AIM =
Give again, exactly as written, the lines of the records below from the line with "Recreate this image" to the line with "import React from 'react';". Both end lines count; pictures do not.

'''

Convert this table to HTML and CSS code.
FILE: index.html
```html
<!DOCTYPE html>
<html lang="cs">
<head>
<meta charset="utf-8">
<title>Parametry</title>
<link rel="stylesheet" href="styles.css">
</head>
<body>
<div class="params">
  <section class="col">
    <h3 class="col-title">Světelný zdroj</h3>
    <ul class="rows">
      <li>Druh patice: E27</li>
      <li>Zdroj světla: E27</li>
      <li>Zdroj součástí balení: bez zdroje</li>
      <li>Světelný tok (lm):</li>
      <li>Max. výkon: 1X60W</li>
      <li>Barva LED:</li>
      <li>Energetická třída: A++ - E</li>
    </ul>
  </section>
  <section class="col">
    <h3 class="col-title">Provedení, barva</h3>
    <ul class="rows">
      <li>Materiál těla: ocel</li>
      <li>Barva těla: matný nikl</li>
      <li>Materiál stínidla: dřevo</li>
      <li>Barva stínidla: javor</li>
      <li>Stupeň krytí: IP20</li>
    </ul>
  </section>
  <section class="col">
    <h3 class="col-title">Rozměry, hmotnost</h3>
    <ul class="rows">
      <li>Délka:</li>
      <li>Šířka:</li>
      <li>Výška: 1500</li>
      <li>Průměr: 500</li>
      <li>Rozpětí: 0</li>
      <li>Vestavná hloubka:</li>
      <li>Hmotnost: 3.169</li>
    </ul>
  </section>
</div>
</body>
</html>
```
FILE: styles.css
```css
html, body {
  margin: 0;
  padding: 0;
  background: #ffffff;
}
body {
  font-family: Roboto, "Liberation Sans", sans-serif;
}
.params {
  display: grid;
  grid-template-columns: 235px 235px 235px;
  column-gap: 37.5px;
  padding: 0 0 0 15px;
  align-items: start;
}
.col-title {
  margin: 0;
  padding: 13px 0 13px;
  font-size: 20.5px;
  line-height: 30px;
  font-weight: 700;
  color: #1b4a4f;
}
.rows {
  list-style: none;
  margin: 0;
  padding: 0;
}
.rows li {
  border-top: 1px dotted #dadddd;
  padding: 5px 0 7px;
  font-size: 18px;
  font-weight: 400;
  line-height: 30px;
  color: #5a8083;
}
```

'''
'''

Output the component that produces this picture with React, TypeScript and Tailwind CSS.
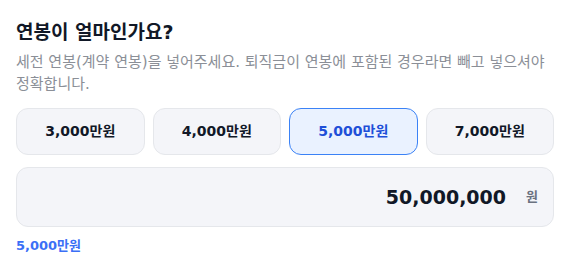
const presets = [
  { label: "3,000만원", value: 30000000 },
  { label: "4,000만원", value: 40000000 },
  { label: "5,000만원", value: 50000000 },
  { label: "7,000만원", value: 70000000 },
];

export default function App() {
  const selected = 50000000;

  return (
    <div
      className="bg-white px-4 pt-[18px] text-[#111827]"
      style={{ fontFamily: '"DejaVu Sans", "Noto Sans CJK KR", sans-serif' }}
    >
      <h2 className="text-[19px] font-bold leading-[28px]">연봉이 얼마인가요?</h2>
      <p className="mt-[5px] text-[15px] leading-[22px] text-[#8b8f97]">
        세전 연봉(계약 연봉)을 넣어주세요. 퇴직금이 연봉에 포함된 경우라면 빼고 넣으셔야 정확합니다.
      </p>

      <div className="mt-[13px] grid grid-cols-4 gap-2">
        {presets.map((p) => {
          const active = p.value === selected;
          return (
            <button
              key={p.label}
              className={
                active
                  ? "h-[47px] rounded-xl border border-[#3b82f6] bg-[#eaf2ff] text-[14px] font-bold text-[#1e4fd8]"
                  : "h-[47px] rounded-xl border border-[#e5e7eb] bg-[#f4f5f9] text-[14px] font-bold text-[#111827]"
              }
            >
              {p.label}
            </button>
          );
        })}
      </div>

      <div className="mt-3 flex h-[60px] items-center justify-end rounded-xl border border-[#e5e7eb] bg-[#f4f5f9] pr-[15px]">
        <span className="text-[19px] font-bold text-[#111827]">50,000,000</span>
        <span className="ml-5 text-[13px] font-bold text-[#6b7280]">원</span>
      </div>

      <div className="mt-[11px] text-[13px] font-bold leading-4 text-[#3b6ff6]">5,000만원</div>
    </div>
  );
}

'''
'''

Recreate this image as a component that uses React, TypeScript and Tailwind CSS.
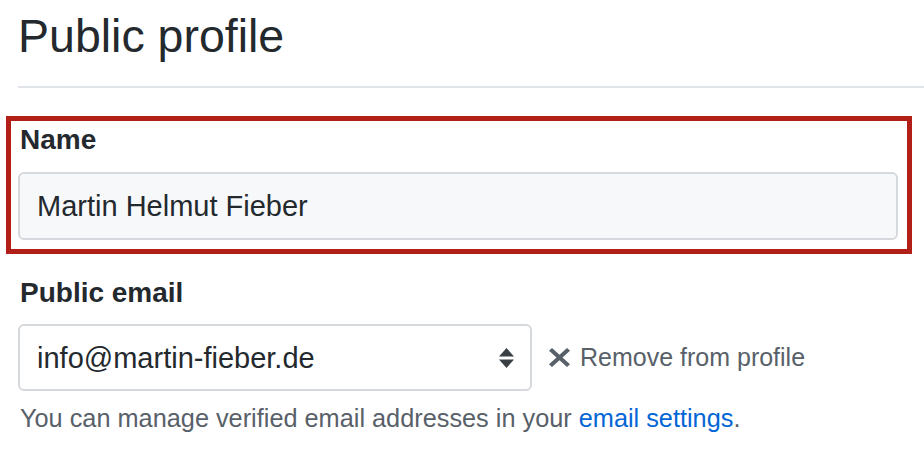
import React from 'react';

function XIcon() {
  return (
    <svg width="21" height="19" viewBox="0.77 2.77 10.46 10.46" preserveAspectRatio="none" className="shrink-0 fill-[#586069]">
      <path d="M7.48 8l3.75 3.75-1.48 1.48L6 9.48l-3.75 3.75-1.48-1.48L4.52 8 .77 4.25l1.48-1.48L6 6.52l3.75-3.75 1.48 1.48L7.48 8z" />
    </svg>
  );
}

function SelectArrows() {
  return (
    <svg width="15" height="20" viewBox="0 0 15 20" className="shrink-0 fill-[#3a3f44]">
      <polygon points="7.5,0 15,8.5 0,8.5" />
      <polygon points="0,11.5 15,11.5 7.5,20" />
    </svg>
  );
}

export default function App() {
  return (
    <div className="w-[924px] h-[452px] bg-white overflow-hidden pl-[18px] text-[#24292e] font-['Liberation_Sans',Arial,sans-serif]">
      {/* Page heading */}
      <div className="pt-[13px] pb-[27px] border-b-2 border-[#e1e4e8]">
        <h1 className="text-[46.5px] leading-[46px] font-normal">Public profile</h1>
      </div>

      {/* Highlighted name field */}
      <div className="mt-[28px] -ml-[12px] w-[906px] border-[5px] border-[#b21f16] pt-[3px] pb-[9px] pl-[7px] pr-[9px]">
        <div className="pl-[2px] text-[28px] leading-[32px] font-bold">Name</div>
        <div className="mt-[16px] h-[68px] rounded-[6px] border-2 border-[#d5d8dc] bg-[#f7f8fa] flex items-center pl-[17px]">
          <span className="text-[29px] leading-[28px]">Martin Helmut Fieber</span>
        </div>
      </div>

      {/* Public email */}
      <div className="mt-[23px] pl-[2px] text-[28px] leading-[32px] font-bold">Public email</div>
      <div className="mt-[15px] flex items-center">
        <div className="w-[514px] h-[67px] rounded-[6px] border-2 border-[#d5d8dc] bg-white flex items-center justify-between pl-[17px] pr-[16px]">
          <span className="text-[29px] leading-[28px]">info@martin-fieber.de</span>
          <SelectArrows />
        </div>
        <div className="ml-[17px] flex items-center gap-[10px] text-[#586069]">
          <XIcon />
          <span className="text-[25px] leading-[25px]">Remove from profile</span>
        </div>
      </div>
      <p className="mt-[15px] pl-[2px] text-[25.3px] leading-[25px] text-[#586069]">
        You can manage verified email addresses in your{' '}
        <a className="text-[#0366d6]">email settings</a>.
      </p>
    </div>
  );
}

'''

EXERCISE RESPONSE =
Recreate this image as a component that uses React, TypeScript and Tailwind CSS.
import React from 'react';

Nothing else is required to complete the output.